What you will do: Restate the full listing word for word and leave the pictures out.

** Begin Data **

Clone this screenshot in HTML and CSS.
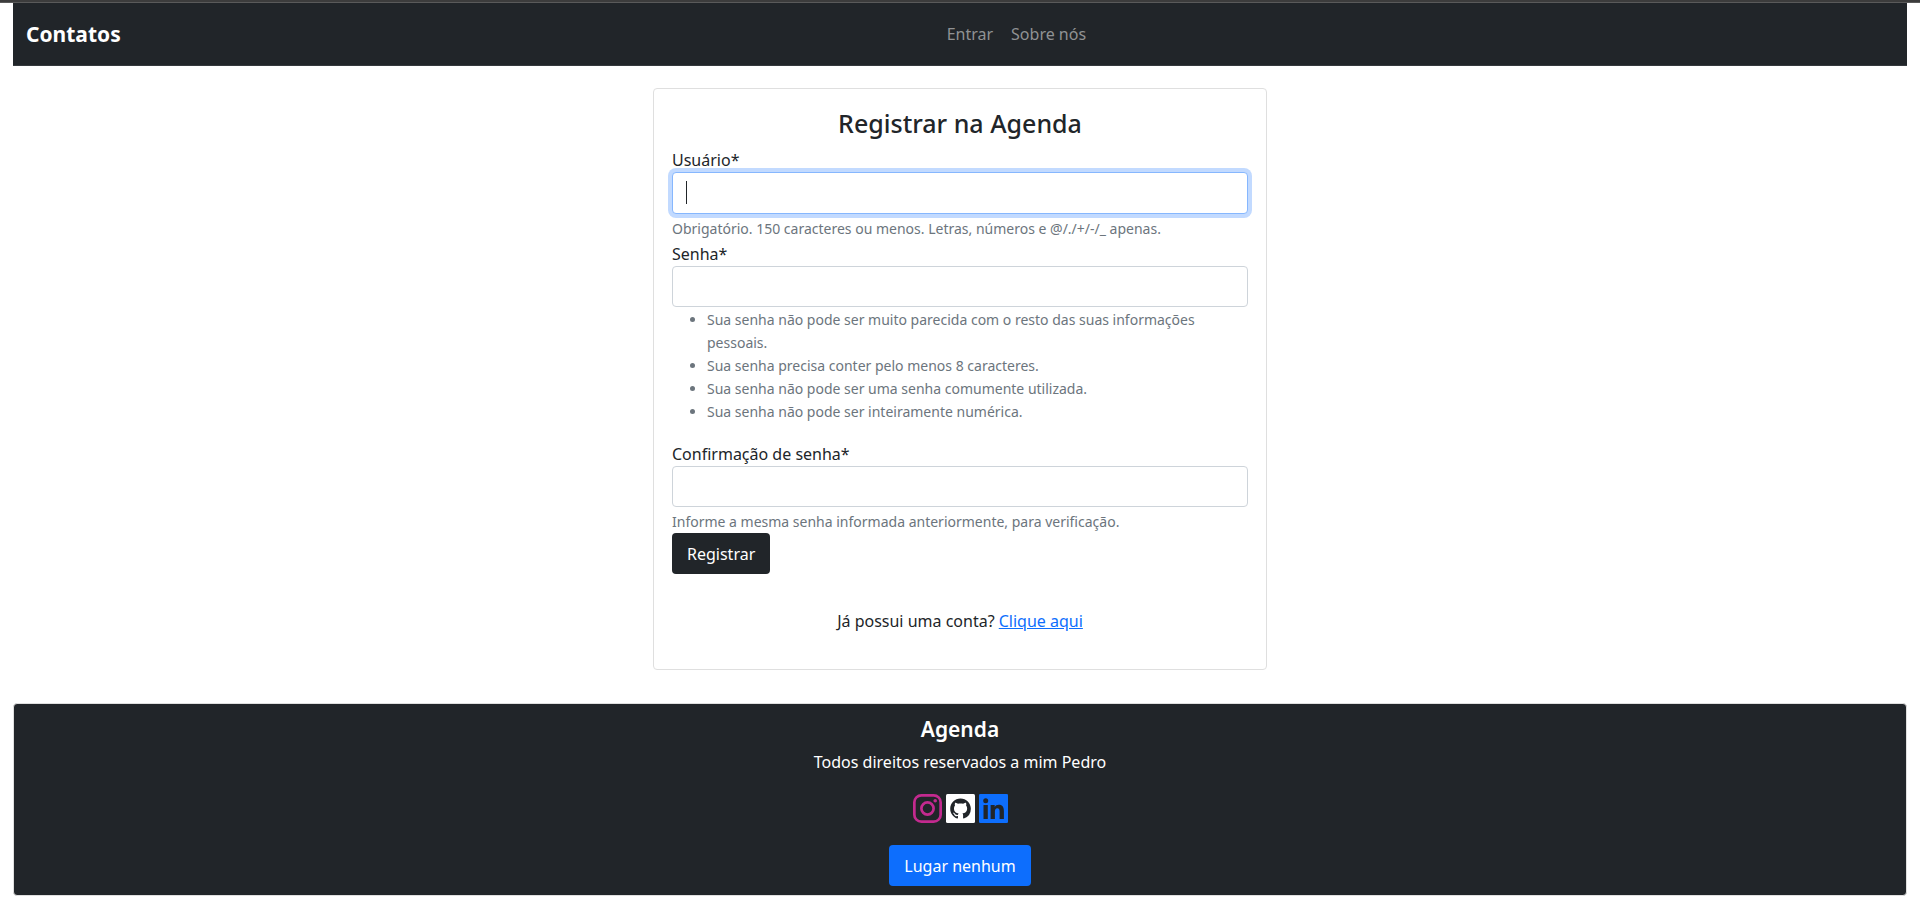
FILE: index.html
```html
<!DOCTYPE html>
<html lang="pt-BR">
<head>
<meta charset="utf-8">
<meta name="viewport" content="width=device-width, initial-scale=1">
<title>Contatos</title>
<link rel="stylesheet" href="styles.css">
</head>
<body>
<div class="container">
  <nav class="navbar">
    <a class="brand" href="#">Contatos</a>
    <div class="nav-links">
      <a class="nav-link" href="#">Entrar</a>
      <a class="nav-link" href="#">Sobre nós</a>
    </div>
  </nav>

  <main class="card">
    <h1 class="card-title">Registrar na Agenda</h1>
    <form class="form">
      <div class="field">
        <label class="label" for="usuario">Usuário*</label>
        <div class="input-wrap">
          <input class="input input-active" id="usuario" type="text" aria-describedby="usuario-help" autofocus>
          <span class="caret" aria-hidden="true"></span>
        </div>
        <small class="help" id="usuario-help">Obrigatório. 150 caracteres ou menos. Letras, números e @/./+/-/_ apenas.</small>
      </div>
      <div class="field">
        <label class="label" for="senha">Senha*</label>
        <input class="input" id="senha" type="password" aria-describedby="senha-help">
        <ul class="rules" id="senha-help">
          <li>Sua senha não pode ser muito parecida com o resto das suas informações pessoais.</li>
          <li>Sua senha precisa conter pelo menos 8 caracteres.</li>
          <li>Sua senha não pode ser uma senha comumente utilizada.</li>
          <li>Sua senha não pode ser inteiramente numérica.</li>
        </ul>
      </div>
      <div class="field">
        <label class="label" for="confirmacao">Confirmação de senha*</label>
        <input class="input" id="confirmacao" type="password" aria-describedby="confirmacao-help">
        <small class="help" id="confirmacao-help">Informe a mesma senha informada anteriormente, para verificação.</small>
      </div>
      <button class="btn btn-dark" type="submit">Registrar</button>
    </form>
    <p class="login">Já possui uma conta? <a class="link" href="#">Clique aqui</a></p>
  </main>

  <footer class="footer">
    <h2 class="footer-title">Agenda</h2>
    <p class="footer-text">Todos direitos reservados a mim Pedro</p>
    <div class="social">
      <a class="social-link instagram" href="#" aria-label="Instagram">
        <svg class="icon" viewBox="0 0 29 29" fill="none" stroke="currentColor" stroke-width="2.7">
          <rect x="1.35" y="1.35" width="26.3" height="26.3" rx="7"/>
          <circle cx="14.5" cy="14.5" r="6.1"/>
          <circle cx="22.2" cy="6.8" r="1.8" fill="currentColor" stroke="none"/>
        </svg>
      </a>
      <a class="social-link github" href="#" aria-label="GitHub">
        <svg class="icon" viewBox="0 0 29 29">
          <rect width="29" height="29" rx="1.5" fill="currentColor"/>
          <path class="cut" transform="translate(4.2 4.4) scale(1.29)" d="M8 0C3.58 0 0 3.58 0 8c0 3.54 2.29 6.53 5.47 7.59.4.07.55-.17.55-.38 0-.19-.01-.82-.01-1.49-2.01.37-2.53-.49-2.69-.94-.09-.23-.48-.94-.82-1.13-.28-.15-.68-.52-.01-.53.63-.01 1.08.58 1.23.82.72 1.21 1.87.87 2.33.66.07-.52.28-.87.51-1.07-1.78-.2-3.64-.89-3.64-3.95 0-.87.31-1.59.82-2.15-.08-.2-.36-1.02.08-2.12 0 0 .67-.21 2.2.82.64-.18 1.32-.27 2-.27s1.36.09 2 .27c1.53-1.04 2.2-.82 2.2-.82.44 1.1.16 1.92.08 2.12.51.56.82 1.27.82 2.15 0 3.07-1.87 3.75-3.65 3.95.29.25.54.73.54 1.48 0 1.07-.01 1.93-.01 2.2 0 .21.15.46.55.38A8.01 8.01 0 0 0 16 8c0-4.42-3.58-8-8-8z"/>
        </svg>
      </a>
      <a class="social-link linkedin" href="#" aria-label="LinkedIn">
        <svg class="icon" viewBox="0 0 29 29">
          <rect width="29" height="29" rx="1.3" fill="currentColor"/>
          <circle class="cut" cx="6.7" cy="6.7" r="2.5"/>
          <path class="cut" d="M4.5 11h4.3v14H4.5zM11.6 11h4.1v1.9c.8-1.4 2.2-2.2 4-2.2 4 0 5.2 2.5 5.2 6.3v8h-4.3v-7.2c0-2-.4-3.5-2.3-3.5-1.8 0-2.4 1.3-2.4 3.4V25h-4.3z"/>
        </svg>
      </a>
    </div>
    <a class="btn btn-primary" href="#">Lugar nenhum</a>
  </footer>
</div>
</body>
</html>
```
FILE: styles.css
```css
*, *::before, *::after { box-sizing: border-box; }

body {
  margin: 0;
  border-top: 2px solid #3c3c3c;
  background: #fff;
  color: #212529;
  font: 16px/26px "Noto Sans", "Open Sans", sans-serif;
}

.container {
  padding: 0 13px 6px;
  border-top: 1px solid #5a5a5a;
}

.navbar {
  display: flex;
  align-items: center;
  padding: 18px 13px;
  border-bottom: 1px solid #35393d;
  background: #212529;
}

.brand {
  margin-right: 18px;
  color: #fff;
  font-size: 21px;
  font-weight: 700;
  text-decoration: none;
}

.nav-links { display: flex; margin: 0 auto; }

.nav-link {
  padding: 0 9px;
  color: #909294;
  text-decoration: none;
}

.card {
  max-width: 614px;
  margin: 22px auto 33px;
  padding: 18px;
  border: 1px solid #dfdfdf;
  border-radius: 4px;
}

.card-title {
  margin: 0 0 9px;
  font-size: 25px;
  font-weight: 500;
  line-height: 32px;
  text-align: center;
}

.form { display: flex; flex-direction: column; align-items: flex-start; }

.field { width: 100%; margin-bottom: 2px; }
.field:last-of-type { margin-bottom: 0; }

.label { display: block; line-height: 24px; }

.input-wrap { position: relative; }

.input {
  display: block;
  width: 100%;
  height: 41px;
  padding: 7px 13px;
  border: 1px solid #ced4da;
  border-radius: 4px;
  outline: 0;
  background: #fff;
  color: inherit;
  font: inherit;
  caret-color: transparent;
}

.input-active {
  height: 42px;
  border-color: #86b7fe;
  box-shadow: 0 0 0 4px #c2daff;
}

.caret {
  position: absolute;
  top: 9px;
  left: 14px;
  width: 1px;
  height: 23px;
  background: #212529;
}

.help, .rules { color: #6c757d; font-size: 14px; line-height: 23px; }
.help { display: block; margin-top: 3px; }
.rules { margin: 1px 0 17px; padding-left: 35px; }

.btn {
  display: inline-block;
  padding: 8px 15px 7px;
  border: 0;
  border-radius: 4px;
  color: #fff;
  font: inherit;
  text-decoration: none;
}

.btn-dark { background: #212529; }
.btn-primary { background: #0d6efd; }

.login { margin: 34px 0 17px; text-align: center; }
.link { color: #0d6efd; }

.footer {
  display: flex;
  flex-direction: column;
  align-items: center;
  padding: 12px 18px 9px;
  border: 1px solid #dfdfdf;
  border-radius: 4px;
  background: #212529;
  color: #fff;
}

.footer-title { margin: 0 0 7px; font-size: 21px; font-weight: 600; }
.footer-text { margin: 0 0 19px; }

.social { display: flex; gap: 4px; margin-bottom: 22px; }
.social-link { display: flex; }
.icon { width: 29px; height: 29px; }
.cut { fill: #212529; }
.instagram { color: #c32a8f; }
.github { color: #fff; }
.linkedin { color: #0d6efd; }
```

** End Data **

Result for this task:
Clone this screenshot in HTML and CSS.
FILE: index.html
```html
<!DOCTYPE html>
<html lang="pt-BR">
<head>
<meta charset="utf-8">
<meta name="viewport" content="width=device-width, initial-scale=1">
<title>Contatos</title>
<link rel="stylesheet" href="styles.css">
</head>
<body>
<div class="container">
  <nav class="navbar">
    <a class="brand" href="#">Contatos</a>
    <div class="nav-links">
      <a class="nav-link" href="#">Entrar</a>
      <a class="nav-link" href="#">Sobre nós</a>
    </div>
  </nav>

  <main class="card">
    <h1 class="card-title">Registrar na Agenda</h1>
    <form class="form">
      <div class="field">
        <label class="label" for="usuario">Usuário*</label>
        <div class="input-wrap">
          <input class="input input-active" id="usuario" type="text" aria-describedby="usuario-help" autofocus>
          <span class="caret" aria-hidden="true"></span>
        </div>
        <small class="help" id="usuario-help">Obrigatório. 150 caracteres ou menos. Letras, números e @/./+/-/_ apenas.</small>
      </div>
      <div class="field">
        <label class="label" for="senha">Senha*</label>
        <input class="input" id="senha" type="password" aria-describedby="senha-help">
        <ul class="rules" id="senha-help">
          <li>Sua senha não pode ser muito parecida com o resto das suas informações pessoais.</li>
          <li>Sua senha precisa conter pelo menos 8 caracteres.</li>
          <li>Sua senha não pode ser uma senha comumente utilizada.</li>
          <li>Sua senha não pode ser inteiramente numérica.</li>
        </ul>
      </div>
      <div class="field">
        <label class="label" for="confirmacao">Confirmação de senha*</label>
        <input class="input" id="confirmacao" type="password" aria-describedby="confirmacao-help">
        <small class="help" id="confirmacao-help">Informe a mesma senha informada anteriormente, para verificação.</small>
      </div>
      <button class="btn btn-dark" type="submit">Registrar</button>
    </form>
    <p class="login">Já possui uma conta? <a class="link" href="#">Clique aqui</a></p>
  </main>

  <footer class="footer">
    <h2 class="footer-title">Agenda</h2>
    <p class="footer-text">Todos direitos reservados a mim Pedro</p>
    <div class="social">
      <a class="social-link instagram" href="#" aria-label="Instagram">
        <svg class="icon" viewBox="0 0 29 29" fill="none" stroke="currentColor" stroke-width="2.7">
          <rect x="1.35" y="1.35" width="26.3" height="26.3" rx="7"/>
          <circle cx="14.5" cy="14.5" r="6.1"/>
          <circle cx="22.2" cy="6.8" r="1.8" fill="currentColor" stroke="none"/>
        </svg>
      </a>
      <a class="social-link github" href="#" aria-label="GitHub">
        <svg class="icon" viewBox="0 0 29 29">
          <rect width="29" height="29" rx="1.5" fill="currentColor"/>
          <path class="cut" transform="translate(4.2 4.4) scale(1.29)" d="M8 0C3.58 0 0 3.58 0 8c0 3.54 2.29 6.53 5.47 7.59.4.07.55-.17.55-.38 0-.19-.01-.82-.01-1.49-2.01.37-2.53-.49-2.69-.94-.09-.23-.48-.94-.82-1.13-.28-.15-.68-.52-.01-.53.63-.01 1.08.58 1.23.82.72 1.21 1.87.87 2.33.66.07-.52.28-.87.51-1.07-1.78-.2-3.64-.89-3.64-3.95 0-.87.31-1.59.82-2.15-.08-.2-.36-1.02.08-2.12 0 0 .67-.21 2.2.82.64-.18 1.32-.27 2-.27s1.36.09 2 .27c1.53-1.04 2.2-.82 2.2-.82.44 1.1.16 1.92.08 2.12.51.56.82 1.27.82 2.15 0 3.07-1.87 3.75-3.65 3.95.29.25.54.73.54 1.48 0 1.07-.01 1.93-.01 2.2 0 .21.15.46.55.38A8.01 8.01 0 0 0 16 8c0-4.42-3.58-8-8-8z"/>
        </svg>
      </a>
      <a class="social-link linkedin" href="#" aria-label="LinkedIn">
        <svg class="icon" viewBox="0 0 29 29">
          <rect width="29" height="29" rx="1.3" fill="currentColor"/>
          <circle class="cut" cx="6.7" cy="6.7" r="2.5"/>
          <path class="cut" d="M4.5 11h4.3v14H4.5zM11.6 11h4.1v1.9c.8-1.4 2.2-2.2 4-2.2 4 0 5.2 2.5 5.2 6.3v8h-4.3v-7.2c0-2-.4-3.5-2.3-3.5-1.8 0-2.4 1.3-2.4 3.4V25h-4.3z"/>
        </svg>
      </a>
    </div>
    <a class="btn btn-primary" href="#">Lugar nenhum</a>
  </footer>
</div>
</body>
</html>
```
FILE: styles.css
```css
*, *::before, *::after { box-sizing: border-box; }

body {
  margin: 0;
  border-top: 2px solid #3c3c3c;
  background: #fff;
  color: #212529;
  font: 16px/26px "Noto Sans", "Open Sans", sans-serif;
}

.container {
  padding: 0 13px 6px;
  border-top: 1px solid #5a5a5a;
}

.navbar {
  display: flex;
  align-items: center;
  padding: 18px 13px;
  border-bottom: 1px solid #35393d;
  background: #212529;
}

.brand {
  margin-right: 18px;
  color: #fff;
  font-size: 21px;
  font-weight: 700;
  text-decoration: none;
}

.nav-links { display: flex; margin: 0 auto; }

.nav-link {
  padding: 0 9px;
  color: #909294;
  text-decoration: none;
}

.card {
  max-width: 614px;
  margin: 22px auto 33px;
  padding: 18px;
  border: 1px solid #dfdfdf;
  border-radius: 4px;
}

.card-title {
  margin: 0 0 9px;
  font-size: 25px;
  font-weight: 500;
  line-height: 32px;
  text-align: center;
}

.form { display: flex; flex-direction: column; align-items: flex-start; }

.field { width: 100%; margin-bottom: 2px; }
.field:last-of-type { margin-bottom: 0; }

.label { display: block; line-height: 24px; }

.input-wrap { position: relative; }

.input {
  display: block;
  width: 100%;
  height: 41px;
  padding: 7px 13px;
  border: 1px solid #ced4da;
  border-radius: 4px;
  outline: 0;
  background: #fff;
  color: inherit;
  font: inherit;
  caret-color: transparent;
}

.input-active {
  height: 42px;
  border-color: #86b7fe;
  box-shadow: 0 0 0 4px #c2daff;
}

.caret {
  position: absolute;
  top: 9px;
  left: 14px;
  width: 1px;
  height: 23px;
  background: #212529;
}

.help, .rules { color: #6c757d; font-size: 14px; line-height: 23px; }
.help { display: block; margin-top: 3px; }
.rules { margin: 1px 0 17px; padding-left: 35px; }

.btn {
  display: inline-block;
  padding: 8px 15px 7px;
  border: 0;
  border-radius: 4px;
  color: #fff;
  font: inherit;
  text-decoration: none;
}

.btn-dark { background: #212529; }
.btn-primary { background: #0d6efd; }

.login { margin: 34px 0 17px; text-align: center; }
.link { color: #0d6efd; }

.footer {
  display: flex;
  flex-direction: column;
  align-items: center;
  padding: 12px 18px 9px;
  border: 1px solid #dfdfdf;
  border-radius: 4px;
  background: #212529;
  color: #fff;
}

.footer-title { margin: 0 0 7px; font-size: 21px; font-weight: 600; }
.footer-text { margin: 0 0 19px; }

.social { display: flex; gap: 4px; margin-bottom: 22px; }
.social-link { display: flex; }
.icon { width: 29px; height: 29px; }
.cut { fill: #212529; }
.instagram { color: #c32a8f; }
.github { color: #fff; }
.linkedin { color: #0d6efd; }
```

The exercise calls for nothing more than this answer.